Survivors include his wife, three sons, a daughter, eight grandchildren and three great-grandchildren.
He gathered in some big awards during his lifetime, and was really quite a big wig in aviation, although the people of Scioto County are not aware of it, said his only sibling, Anna Snook, who lives with her husband, Budd, in West Portsmouth.
A list of her brothers awards she has on hand include:
Induction into the Flight Instructors Hall of Fame, an award that came this year from the National Association of Flight Instructors as a tribute to his pioneering spirit and innovation that marked the evolution of flight.
Selection as an Elder Statesman of Aviation by the National Aeronautic Association.
Educator of the Year Award by Experimental Aircraft Association.
Grateful Appreciation Award from the Cessna Aircraft Co. for his years of creativity and dedication to helping fledgling pilots.
Dr.
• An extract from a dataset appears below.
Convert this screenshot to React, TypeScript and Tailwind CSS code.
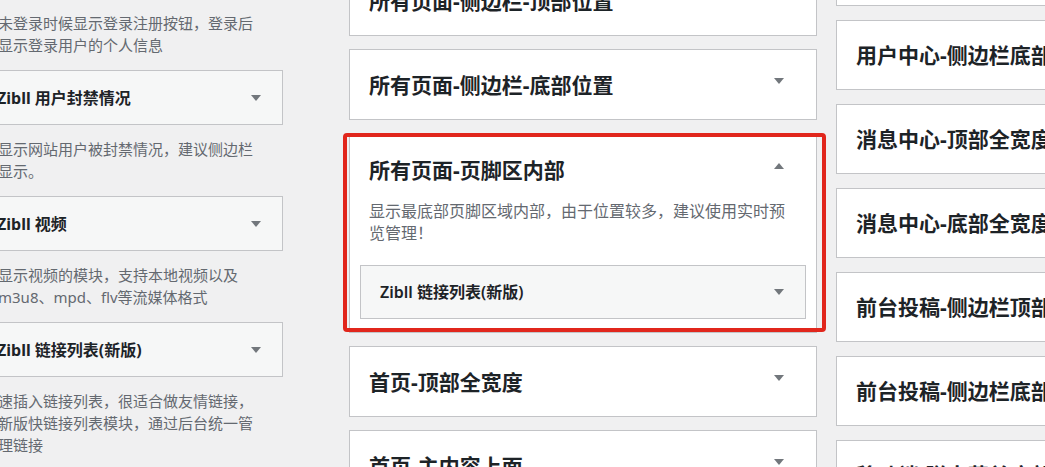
import React from "react";

const FONT = { fontFamily: '"Noto Sans", "Noto Sans CJK SC", sans-serif' };

function Arrow({ up = false, className = "" }: { up?: boolean; className?: string }) {
  return (
    <svg width="10" height="6" viewBox="0 0 10 6" className={"shrink-0 " + className}>
      <polygon points={up ? "0,6 10,6 5,0" : "0,0 10,0 5,6"} fill="#72777c" />
    </svg>
  );
}

function LeftBox({ title }: { title: string }) {
  return (
    <div className="flex h-[55px] items-center justify-between border border-[#c3c4c7] bg-[#f6f7f7] pl-[13px] pr-[21px]">
      <span className="whitespace-nowrap text-[16px] font-bold leading-[24px] text-[#1d2327]">{title}</span>
      <Arrow />
    </div>
  );
}

function LeftDesc({ lines, mt = true }: { lines: string[]; mt?: boolean }) {
  return (
    <div className={(mt ? "mt-[13px] " : "") + "mb-[14px] pl-[15px] text-[15px] leading-[22px] text-[#646970]"}>
      {lines.map((l, i) => (
        <div key={i} className="whitespace-nowrap">
          {l}
        </div>
      ))}
    </div>
  );
}

function SideBox({ title, h = "h-[71px]" }: { title: string; h?: string }) {
  return (
    <div className={"flex shrink-0 items-center justify-between border border-[#c3c4c7] bg-white pl-[19px] pr-[32px] " + h}>
      <span className="whitespace-nowrap text-[21px] font-bold leading-[30px] text-[#1d2327]">{title}</span>
      <Arrow className="-mt-[8px]" />
    </div>
  );
}

export default function App() {
  return (
    <div className="flex h-[467px] w-[1045px] overflow-hidden bg-[#f0f0f1]" style={FONT}>
      {/* Left column: available widgets */}
      <div className="-ml-[17px] w-[300px] shrink-0 pt-[12px]">
        <LeftDesc mt={false} lines={["未登录时候显示登录注册按钮，登录后", "显示登录用户的个人信息"]} />
        <LeftBox title="Zibll 用户封禁情况" />
        <LeftDesc lines={["显示网站用户被封禁情况，建议侧边栏", "显示。"]} />
        <LeftBox title="Zibll 视频" />
        <LeftDesc lines={["显示视频的模块，支持本地视频以及", "m3u8、mpd、flv等流媒体格式"]} />
        <LeftBox title="Zibll 链接列表(新版)" />
        <LeftDesc lines={["速插入链接列表，很适合做友情链接，", "新版快链接列表模块，通过后台统一管", "理链接"]} />
      </div>

      {/* Middle column: sidebars */}
      <div className="-mt-[35px] ml-[66px] flex w-[468px] shrink-0 flex-col">
        <SideBox title="所有页面-侧边栏-顶部位置" />
        <div className="mt-[13px]">
          <SideBox title="所有页面-侧边栏-底部位置" />
        </div>
        <div className="relative mt-[14px]">
          <div className="border border-[#c3c4c7] bg-white px-[10px] pb-[13px]">
            <div className="flex items-center justify-between pl-[9px] pr-[22px] pt-[20px]">
              <span className="whitespace-nowrap text-[21px] font-bold leading-[30px] text-[#1d2327]">
                所有页面-页脚区内部
              </span>
              <Arrow up className="-mt-[8px]" />
            </div>
            <div className="mt-[15px] pl-[9px] text-[16px] leading-[22px] text-[#646970]">
              <div className="whitespace-nowrap">显示最底部页脚区域内部，由于位置较多，建议使用实时预</div>
              <div className="whitespace-nowrap">览管理！</div>
            </div>
            <div className="mt-[21px] flex h-[54px] items-center justify-between border border-[#c3c4c7] bg-[#f6f7f7] pl-[19px] pr-[21px]">
              <span className="whitespace-nowrap text-[16px] font-semibold leading-[24px] text-[#1d2327]">
                Zibll 链接列表(新版)
              </span>
              <Arrow />
            </div>
          </div>
          <div className="pointer-events-none absolute -left-[6px] -right-[9px] -top-[1px] bottom-[1px] rounded-[4px] border-[4px] border-[#e1261c]" />
        </div>
        <div className="mt-[13px]">
          <SideBox title="首页-顶部全宽度" />
        </div>
        <div className="mt-[13px]">
          <SideBox title="首页-主内容上面" />
        </div>
      </div>

      {/* Right column */}
      <div className="-mt-[64px] ml-[19px] flex w-[468px] shrink-0 flex-col gap-[14px]">
        <SideBox h="h-[70px]" title="用户中心-侧边栏顶部" />
        <SideBox h="h-[70px]" title="用户中心-侧边栏底部" />
        <SideBox h="h-[70px]" title="消息中心-顶部全宽度" />
        <SideBox h="h-[70px]" title="消息中心-底部全宽度" />
        <SideBox h="h-[70px]" title="前台投稿-侧边栏顶部" />
        <SideBox h="h-[70px]" title="前台投稿-侧边栏底部" />
        <SideBox h="h-[70px]" title="移动端-弹出菜单底部" />
      </div>
    </div>
  );
}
Melvin K. Strickler Jr. Award by the National Coalition for Aviation Education for his outstanding achievements in the field of aerospace education.
It was toward the end of his military stint that he was sent to the Aircraft Instrument and Link Trainer School in Jacksonville, Fla., where he was retained as an instructor. Before that, in 1946, Sanderson served on board the newly commissioned USS Boxer for a time out of Guam and the Kwajalein Islands. It was here that he got doses of radiation from the atomic bomb tests the U.S. carried out in the South Pacific.
The most important story my father told us was how he was responsible for the seaplanes returning from the atomic bomb test sites. The planes were recording levels of radiation, said Sandersons daughter, Amy Roosje, by-email from her home in Cary. He was in Kwajalein when he was in the CASU (Carrier Aircraft Service Unit). Because of his exposure to great amounts of radiation, the maintenance of the engines (all that air intake) was performed without any protection from the radiation! The pilots were completely protected, of course.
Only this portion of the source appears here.